New rules bringing kidneys to hardest-to-transplant patients

WASHINGTON — A shake-up of the nation’s kidney transplant system means more organs are getting to patients once thought nearly impossible to match, according to early tracking of the new rules.

It’s been a year since the United Network for Organ Sharing changed rules for the transplant waiting list, aiming to decrease disparities and squeeze the most benefit from a scarce resource: kidneys from deceased donors. Now data from UNOS shows that the changes are helping certain patients, including giving those expected to live the longest a better shot at the fittest kidneys.

The hope is to “really level the playing field,” said Dr. Mark Aeder, a transplant surgeon at University Hospitals Case Medical Center in Cleveland who is chairman of the UNOS’ kidney committee.

In Abingdon, Virginia, 8-year-old Marshall Jones was one of the lucky first recipients. A birth defect severely damaged his kidneys and a failed transplant when he was younger left his immune system abnormally primed to reject kidneys from 99 percent of donors.

Then last January, after four years of searching, organ officials found a possible match, hours away by plane but available under the new policy — and it worked.

“We don’t use the word lightly, but this was really a miracle kidney for him,” said Dr. Victoria Norwood, Marshall’s doctor and the pediatric nephrology chief at the University of Virginia.

There’s a huge gap between who needs a new kidney and who gets one. More than 101,000 people are on the national waiting list, while only about 17,000 kidney transplants are performed each year. Roughly 11,000 of them are with kidneys donated from someone who just died; the rest occur when a patient is able to find a living donor.

The wait for a deceased-donor kidney varies widely around the country, and in 2014, more than 4,500 people died before their turn.

The new kidney allocation system can’t alleviate the overall organ shortage. “The only thing to shorten total wait time for everybody is more organ donors,” Aeder said.

Instead, the policy altered how deceased-donor kidneys are distributed, shifting priorities so that how long you’ve been on the waiting list isn’t the main factor. Among the changes:

—fewer transplants are occurring in which the kidney is predicted to outlive the recipient. Now, the kidneys expected to last the longest — as calculated by donor age and medical history — are offered first to the patients expected to survive the longest. That’s called longevity matching. Before the change, 14 percent of the longest-lasting kidneys went to recipients age 65 or older. That dropped to 5 percent as the new policy kicked in, according to UNOS monitoring.
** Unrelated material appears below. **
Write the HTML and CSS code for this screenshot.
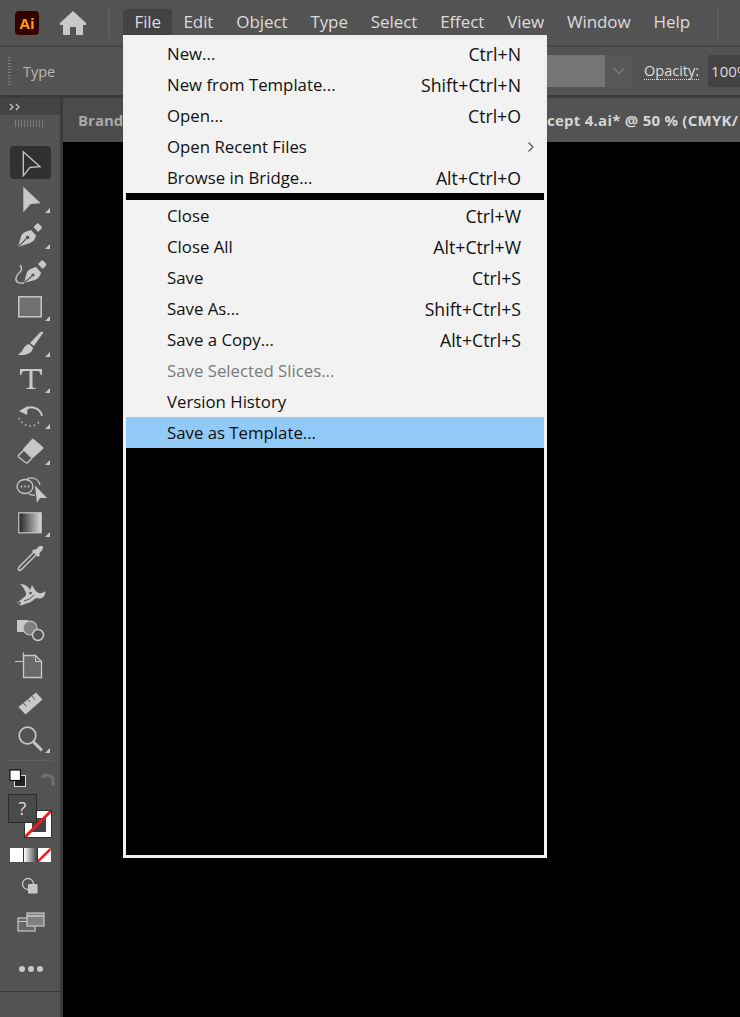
FILE: index.html
```html
<!DOCTYPE html>
<html lang="en">
<head>
<meta charset="utf-8">
<title>Illustrator File menu</title>
<link rel="stylesheet" href="styles.css">
</head>
<body>
<div class="app">
  <header class="menubar">
    <div class="ai-logo">Ai</div>
    <svg class="home" width="28" height="26" viewBox="0 0 28 26"><path d="M14 1 L27 13 Q28 15 26 15 L24 15 L24 25 L17 25 L17 17 L11 17 L11 25 L4 25 L4 15 L2 15 Q0 15 1 13 Z" fill="#c9c9c9"/></svg>
    <span class="vsep"></span>
    <nav class="menus">
      <span class="menu-item active">File</span>
      <span class="menu-item">Edit</span>
      <span class="menu-item">Object</span>
      <span class="menu-item">Type</span>
      <span class="menu-item">Select</span>
      <span class="menu-item">Effect</span>
      <span class="menu-item">View</span>
      <span class="menu-item">Window</span>
      <span class="menu-item">Help</span>
    </nav>
    <span class="vsep end"></span>
  </header>

  <section class="controlbar">
    <span class="grip-v"></span>
    <span class="ctl-type">Type</span>
    <span class="ctl-swatch"></span>
    <span class="ctl-chevron"><svg width="14" height="8" viewBox="0 0 14 8"><path d="M1.500 1 L7 6.500 L12.500 1" fill="none" stroke="#777" stroke-width="1.600"/></svg></span>
    <span class="ctl-label">Opacity:</span>
    <span class="ctl-input">100%</span>
  </section>

  <div class="workspace">
    <aside class="toolbar">
      <div class="tb-head"><svg width="12" height="8" viewBox="0 0 12 8"><path d="M1 1 L4 4 L1 7 M7 1 L10 4 L7 7" fill="none" stroke="#c8c8c8" stroke-width="1.200"/></svg></div>
      <div class="tb-grip"></div>
      <div class="tools">
        <div class="tool selected"><svg viewBox="0 0 44 36"><path d="M14.300 6.700 L31 21.700 L21 22.300 L14.300 30.700 Z" fill="none" stroke="#c8c8c8" stroke-width="1.300"/></svg></div>
        <div class="tool"><svg viewBox="0 0 44 36"><path d="M14.300 5.700 L31.700 22.300 L21.700 23 L14.300 31.300 Z" fill="#c8c8c8"/><path class="tri" d="M41 27 V32 H36 Z"/></svg></div>
        <div class="tool"><svg viewBox="0 0 44 36"><path d="M9 30 L12.500 18 Q14.500 15 22 13 L27 18.500 Q26 24 21 26 Z" fill="#c8c8c8"/><path d="M24.500 10 L28 6.500 Q29 6 30 7 L32.500 9.500 Q33 10.500 32.500 11.500 L29 15 Z" fill="#c8c8c8"/><path d="M9.500 29.500 L17 22" stroke="#535353" stroke-width="1.100"/><circle cx="18.500" cy="20.500" r="1.800" fill="#535353"/><path class="tri" d="M41 27 V32 H36 Z"/></svg></div>
        <div class="tool"><svg viewBox="0 0 44 36"><path d="M15 30 L18 19 Q20 16 27 14 L32 19.500 Q31 25 26 27 Z" fill="#c8c8c8"/><path d="M29 11 L32.500 7.500 Q33.500 7 34.500 8 L37 10.500 Q37.500 11.500 37 12.500 L33.500 16 Z" fill="#c8c8c8"/><path d="M15.500 29.500 L23 23" stroke="#535353" stroke-width="1.100"/><circle cx="24" cy="22" r="1.600" fill="#535353"/><path d="M15 30 Q6 31 7 25 Q8 21 11 19 Q14 16 11 12" fill="none" stroke="#c8c8c8" stroke-width="1.400"/></svg></div>
        <div class="tool"><svg viewBox="0 0 44 36"><rect x="9.800" y="7.800" width="22.400" height="20" fill="#707070" stroke="#c8c8c8" stroke-width="1.500"/><path class="tri" d="M41 27 V32 H36 Z"/></svg></div>
        <div class="tool"><svg viewBox="0 0 44 36"><path d="M33 6.500 Q34.500 6.500 34 8 L25 21 L21 18 L31 7.500 Z" fill="#c8c8c8"/><path d="M20 19 L24 22.500 Q23.500 28 17 29.500 Q13 30.500 9 29.500 Q13 27 14.500 23.500 Q16 20 20 19 Z" fill="#c8c8c8"/><path class="tri" d="M41 27 V32 H36 Z"/></svg></div>
        <div class="tool"><svg viewBox="0 0 44 36"><path d="M11 8 H33 V14 H31.500 Q31.500 10 28 10 H23.500 V26 Q23.500 27 26.500 27 V28 H17.500 V27 Q20.500 27 20.500 26 V10 H16 Q12.500 10 12.500 14 H11 Z" fill="#c8c8c8"/><path class="tri" d="M41 27 V32 H36 Z"/></svg></div>
        <div class="tool"><svg viewBox="0 0 44 36"><path d="M15 13 A11 11 0 0 1 33 19" fill="none" stroke="#c8c8c8" stroke-width="2"/><path d="M10 14 L19 9 L18 18 Z" fill="#c8c8c8"/><path d="M10 21 A12 12 0 0 0 31 24" fill="none" stroke="#c8c8c8" stroke-width="1.500" stroke-dasharray="1.500 3"/><path class="tri" d="M41 27 V32 H36 Z"/></svg></div>
        <div class="tool"><svg viewBox="0 0 44 36"><path d="M24 5.500 L34 14 Q35 15 34 16 L24 25 L14 16 L23 6 Q23.500 5.500 24 5.500 Z" fill="#c8c8c8"/><path d="M15 17 L23 25 L19 29.500 Q18 30.500 16.500 29.500 L9.500 24 Q9 23 9.800 22 Z" fill="#535353" stroke="#c8c8c8" stroke-width="1.300"/><path class="tri" d="M41 27 V32 H36 Z"/></svg></div>
        <div class="tool"><svg viewBox="0 0 44 36"><ellipse cx="16" cy="17.500" rx="8" ry="7" fill="none" stroke="#c8c8c8" stroke-width="1.300"/><path d="M18 10 A9 9 0 0 1 31 16" fill="none" stroke="#c8c8c8" stroke-width="1.300"/><path d="M20 25 A9 9 0 0 0 26 26" fill="none" stroke="#c8c8c8" stroke-width="1.300"/><path d="M26 16.500 L38 29 L31 29 L28 34 Z" fill="#c8c8c8"/><circle cx="12.500" cy="17.500" r=".9" fill="#c8c8c8"/><circle cx="16" cy="17.500" r=".9" fill="#c8c8c8"/><circle cx="19.500" cy="17.500" r=".9" fill="#c8c8c8"/></svg></div>
        <div class="tool"><svg viewBox="0 0 44 36"><defs><linearGradient id="grad"><stop offset="0" stop-color="#222"/><stop offset="1" stop-color="#d8d8d8"/></linearGradient></defs><rect x="9.800" y="7.800" width="22.400" height="20" fill="url(#grad)" stroke="#c8c8c8" stroke-width="1.200"/><path class="tri" d="M41 27 V32 H36 Z"/></svg></div>
        <div class="tool"><svg viewBox="0 0 44 36"><path d="M28 13 L13.500 27.500 Q11.500 30 10 29.500 Q8.500 28 10.500 25.500 L25 11" fill="none" stroke="#c8c8c8" stroke-width="1.400"/><path d="M23 10 L25 8 L26 9 L30 5.500 Q32 4 33.500 5.500 Q35 7 33 9 L30 13 L31 14 L29 16 Z" fill="#c8c8c8"/></svg></div>
        <div class="tool"><svg viewBox="0 0 44 36"><path d="M11 7 C16 7 20 10 21 13 L23 8 L26 13 C29 17 33 17 36.500 14 C36.500 20 32 23 28 21 C25 21 24 25 19 26 L12 28.500 L8 26 L14 21 C17 19 18 17 16 14 C15 11 13 9 11 7 Z" fill="#c8c8c8"/><circle cx="10.500" cy="26" r="1.300" fill="#535353"/><circle cx="21.500" cy="16" r="1.300" fill="#535353"/><path d="M15 24 Q21 23 25 18" fill="none" stroke="#535353" stroke-width="1"/></svg></div>
        <div class="tool"><svg viewBox="0 0 44 36"><rect x="8" y="7" width="11" height="12" fill="#c8c8c8"/><circle cx="21" cy="15" r="7" fill="#808080" stroke="#c8c8c8" stroke-width="1.200"/><circle cx="29" cy="22" r="5.500" fill="#535353" stroke="#c8c8c8" stroke-width="1.500"/></svg></div>
        <div class="tool"><svg viewBox="0 0 44 36"><path d="M14.500 6.500 V28.500 H32.500 V12.500 L26.500 6.500 Z" fill="#6a6a6a" stroke="#c8c8c8" stroke-width="1.300"/><path d="M26.500 6.500 V12.500 H32.500" fill="none" stroke="#c8c8c8" stroke-width="1"/><path d="M6 12.500 H14.500 M14.500 3.500 V12.500" stroke="#c8c8c8" stroke-width="1.200"/></svg></div>
        <div class="tool"><svg viewBox="0 0 44 36"><path d="M9.500 22 L27 7.500 L33.500 14.500 L16.500 29.500 Z" fill="#c8c8c8"/><path d="M14.500 18 L17.500 21.500 M19 14.500 L21 17 M23 11 L26 14.500" stroke="#535353" stroke-width="1"/></svg></div>
        <div class="tool"><svg viewBox="0 0 44 36"><circle cx="18.500" cy="14.500" r="8.300" fill="none" stroke="#c8c8c8" stroke-width="1.700"/><path d="M24.500 21 L33 29.500" stroke="#c8c8c8" stroke-width="3"/><path class="tri" d="M41 27 V32 H36 Z"/></svg></div>
      </div>
      <div class="tb-rule"></div>
      <div class="swap-row">
        <svg width="18" height="19" viewBox="0 0 18 19"><rect x="5.500" y="6.500" width="11" height="11" fill="#222" stroke="#ddd"/><rect x="1" y="1" width="10.500" height="10.500" fill="#fff" stroke="#111" stroke-width="1.200"/></svg>
        <svg width="17" height="17" viewBox="0 0 17 17"><path d="M7 2 L1.500 6.500 L7 9 V6.800 Q12.500 6 12.500 10.500 V15.500 H15.500 V9.500 Q15.500 4 7 4 Z" fill="#6f6f6f"/></svg>
      </div>
      <div class="fill-stroke">
        <div class="stroke-box"><span class="stroke-hole"></span><svg class="slash" viewBox="0 0 28 28"><path d="M0 28 L28 0" stroke="#ed1c24" stroke-width="3"/></svg></div>
        <div class="fill-box">?</div>
      </div>
      <div class="modes">
        <span class="mode white"></span>
        <span class="mode gradient"></span>
        <span class="mode none"><svg viewBox="0 0 13 13"><path d="M0 13 L13 0" stroke="#ed1c24" stroke-width="2.400"/></svg></span>
      </div>
      <div class="tb-icon draw-mode"><svg width="18" height="18" viewBox="0 0 18 18"><circle cx="7" cy="7" r="5.500" fill="none" stroke="#c8c8c8" stroke-width="1.300"/><rect x="7" y="7" width="9.500" height="9.500" rx="1" fill="#c8c8c8"/></svg></div>
      <div class="tb-icon screen-mode"><svg width="28" height="20" viewBox="0 0 28 20"><rect x="1" y="6" width="17" height="13" fill="#666" stroke="#c8c8c8" stroke-width="1.200"/><path d="M1 9.500 H18" stroke="#c8c8c8"/><rect x="10" y="1" width="17" height="13" fill="#808080" stroke="#c8c8c8" stroke-width="1.200"/><path d="M10 4 H27" stroke="#c8c8c8" stroke-width="1.500"/></svg></div>
      <div class="tb-dots"><i></i><i></i><i></i></div>
      <div class="tb-foot"></div>
    </aside>
    <main class="doc">
      <div class="tabs">
        <span class="tab-off">Brand</span>
        <span class="tab-on">cept 4.ai* @ 50 % (CMYK/</span>
      </div>
      <div class="canvas"></div>
    </main>
  </div>

  <div class="dropdown">
    <ul class="group">
      <li class="row"><span>New...</span><span class="key">Ctrl+N</span></li>
      <li class="row"><span>New from Template...</span><span class="key">Shift+Ctrl+N</span></li>
      <li class="row"><span>Open...</span><span class="key">Ctrl+O</span></li>
      <li class="row"><span>Open Recent Files</span><svg class="sub" width="8" height="12" viewBox="0 0 8 12"><path d="M1.500 1.500 L6 6 L1.500 10.500" fill="none" stroke="#555" stroke-width="1.200"/></svg></li>
      <li class="row"><span>Browse in Bridge...</span><span class="key">Alt+Ctrl+O</span></li>
    </ul>
    <div class="divider"></div>
    <ul class="group">
      <li class="row"><span>Close</span><span class="key">Ctrl+W</span></li>
      <li class="row"><span>Close All</span><span class="key">Alt+Ctrl+W</span></li>
      <li class="row"><span>Save</span><span class="key">Ctrl+S</span></li>
      <li class="row"><span>Save As...</span><span class="key">Shift+Ctrl+S</span></li>
      <li class="row"><span>Save a Copy...</span><span class="key">Alt+Ctrl+S</span></li>
      <li class="row disabled"><span>Save Selected Slices...</span></li>
      <li class="row"><span>Version History</span></li>
      <li class="row hover"><span>Save as Template...</span></li>
    </ul>
  </div>
</div>
</body>
</html>
```

FILE: styles.css
```css
* { box-sizing: border-box; }
html, body { margin: 0; padding: 0; height: 100%; background: #000; }
body { font-family: "Open Sans", "Noto Sans", sans-serif; overflow: hidden; }

.app { position: relative; width: 740px; height: 1017px; display: flex; flex-direction: column; background: #000; overflow: hidden; }

/* menu bar */
.menubar { height: 45px; flex: none; background: #535353; display: flex; align-items: center; padding-left: 15px; position: relative; }
.ai-logo { width: 24px; height: 24px; border-radius: 4px; background: #330000; color: #ff9a00; font: 700 15px/24px "Open Sans", sans-serif; text-align: center; }
.home { margin-left: 20px; }
.vsep { width: 2px; height: 30px; background: #5e5e5e; margin-left: 21px; flex: none; }
.vsep.end { margin-left: 16px; }
.menus { display: flex; margin-left: 13px; height: 100%; align-items: flex-start; }
.menu-item { color: #dcdcdc; font-size: 17px; line-height: 25px; padding: 9px 11.500px 0; letter-spacing: -.1px; }
.menu-item.active { background: #434343; border-radius: 4px 4px 0 0; height: 26px; margin-top: 9px; padding: 0 11px 0 11.500px; }

/* control bar */
.controlbar { height: 53px; flex: none; background: #535353; border-top: 2px solid #454545; border-bottom: 3px solid #3c3c3c; display: flex; align-items: center; padding-left: 8px; }
.grip-v { width: 3px; height: 28px; flex: none; background: repeating-linear-gradient(#7a7a7a 0 1px, transparent 1px 3px); }
.ctl-type { color: #b9b9b9; font-size: 14.500px; margin-left: 12px; width: 525px; flex: none; padding-top: 1px; }
.ctl-swatch { width: 58px; height: 32px; background: #757575; flex: none; margin-left: -1px; }
.ctl-chevron { width: 28px; height: 32px; background: #575757; display: flex; align-items: center; justify-content: center; flex: none; }
.ctl-label { color: #dcdcdc; font-size: 14.500px; margin-left: 11px; border-bottom: 1px dotted #dcdcdc; line-height: 17px; flex: none; }
.ctl-input { margin-left: 9px; background: #434343; color: #dcdcdc; font-size: 15px; height: 32px; line-height: 32px; padding-left: 3px; width: 60px; border-radius: 3px; flex: none; white-space: nowrap; }

/* workspace */
.workspace { flex: 1; display: flex; min-height: 0; }
.toolbar { width: 63px; flex: none; background: #535353; border-right: 3px solid #3a3a3a; display: flex; flex-direction: column; }
.tb-head { height: 17px; background: #444; padding-left: 9px; display: flex; align-items: center; }
.tb-grip { height: 30px; padding-top: 5px; }
.tb-grip::before { content: ""; display: block; width: 29px; height: 7px; margin-left: 15px; background: repeating-linear-gradient(90deg, #7d7d7d 0 1px, transparent 1px 3px); }
.tools { display: flex; flex-direction: column; }
.tool { height: 36px; width: 44px; margin-left: 9px; position: relative; }
.tool svg { display: block; width: 44px; height: 36px; overflow: visible; }
.tool.selected::before { content: ""; position: absolute; left: 1px; top: 1px; width: 41px; height: 33px; background: #303030; border-radius: 4px; }
.tool.selected svg { position: relative; }
.tri { fill: #c8c8c8; }
.tb-rule { height: 1px; margin: 3px 7px 0; background: #5f5f5f; }
.swap-row { display: flex; justify-content: space-between; align-items: center; margin: 7px 4px 0 9px; height: 20px; }
.fill-stroke { position: relative; margin: 6px 0 0 8px; width: 44px; height: 44px; }
.stroke-box { position: absolute; left: 16px; top: 16px; width: 28px; height: 28px; background: #fff; border: 1px solid #333; overflow: hidden; }
.stroke-hole { position: absolute; left: 7px; top: 7px; width: 14px; height: 14px; background: #444; }
.slash { position: absolute; inset: 0; width: 100%; height: 100%; }
.fill-box { position: absolute; left: 0; top: 0; width: 29px; height: 29px; background: #4a4a4a; border: 1px solid #2c2c2c; color: #dcdcdc; font-size: 18px; line-height: 26px; text-align: center; }
.modes { display: flex; gap: 1px; margin: 10px 0 0 10px; width: 41px; height: 14px; background: #333; padding: 0; }
.mode { flex: 1; height: 14px; display: block; overflow: hidden; }
.mode.white { background: #fff; }
.mode.gradient { background: linear-gradient(90deg, #fff, #444); }
.mode.none { background: #fff; }
.mode.none svg { display: block; width: 100%; height: 100%; }
.tb-icon { display: flex; justify-content: center; }
.tb-icon svg { display: block; }
.draw-mode { margin-top: 15px; }
.screen-mode { margin-top: 17px; padding-left: 1px; }
.tb-dots { display: flex; gap: 3px; justify-content: center; margin-top: 34px; padding-left: 2px; }
.tb-dots i { width: 6px; height: 6px; border-radius: 50%; background: #c8c8c8; display: block; }
.tb-foot { margin-top: 19px; border-top: 1px solid #3a3a3a; flex: 1; }

/* document */
.doc { flex: 1; display: flex; flex-direction: column; min-width: 0; }
.tabs { height: 44px; flex: none; background: #4b4b4b; display: flex; align-items: center; font-weight: 700; font-size: 15px; white-space: nowrap; overflow: hidden; }
.tab-off { color: #a8a8a8; width: 484px; padding-left: 15px; flex: none; }
.tab-on { background: #535353; color: #d6d6d6; flex: 1; align-self: stretch; line-height: 44px; letter-spacing: .25px; }
.canvas { flex: 1; background: #000; }

/* dropdown */
.dropdown { position: absolute; left: 123px; top: 35px; width: 424px; height: 823px; border: 3px solid #f0f0f0; background: #000; }
.group { list-style: none; margin: 0; padding: 0; background: #f2f2f2; }
.divider { height: 7px; background: #000; }
.row { height: 31px; display: flex; justify-content: space-between; align-items: center; padding: 0 23px 0 41px; color: #111; font-size: 16.800px; white-space: nowrap; position: relative; }
.key { font-size: 17.700px; }
.row.disabled { color: #7a7a7a; }
.row.hover { background: #91c9f7; }
.sub { position: absolute; right: 9px; top: 10px; }
```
—the less time spent on dialysis, the better patients fare after a transplant. Yet where you live still plays a big role in how quickly you’re put on the transplant list, with minorities and those in rural and poorer areas spending more time on dialysis first. The new policy gives people credit for that dialysis time, moving them up the waiting list, and boosted transplants among long-time dialysis users, UNOS found. In turn, transplants inched up among African-Americans, who spend disproportionately more time on dialysis.

—then there are those hardest-to-match patients such as Marshall, about 8,000 of them now on the waiting list. The new policy gives them special priority for organs that can be shipped to a wider area of the country than other kidneys, broadening the search for a super-rare match.

As a result, the percentage of transplants among those patients has risen nearly fivefold, UNOS senior research scientist Darren Stewart said.

UNOS is tracking the changes closely to look for unintended problems because more transplants for one group can mean fewer for another. For example, adults younger than age 50 are getting more kidneys since the rule change, but older patients still account for about half of transplants.

Another question is how the new policy will work long term as a backlog of the special-case patients starts to clear.

“All of a sudden you got a floodgate that opens because you gave these people a big advantage and you’re shipping kidneys across the country to them,” said Dr. John Roberts, transplant chief at the University of California, San Francisco, one of the largest kidney programs. He praised the rule change but said it may need some fine-tuning.

For example, the new policy also offers wider access to the kidneys expected to last the shortest amount of time, because the oldest or sickest patients might choose one for a quicker transplant rather than gambling that a fitter one will become available. But, “we don’t have a great way to predict what’s coming for a patient” to help them decide, Roberts said. Discards of those less-fit kidneys temporarily increased a bit as the new policy began.

Stay tuned. Transplant centers are learning to handle the logistical hurdles of shipping more kidneys around the country, potentially opening additional avenues to alleviate geographic disparities, Aeder said. “There’s much more to come.”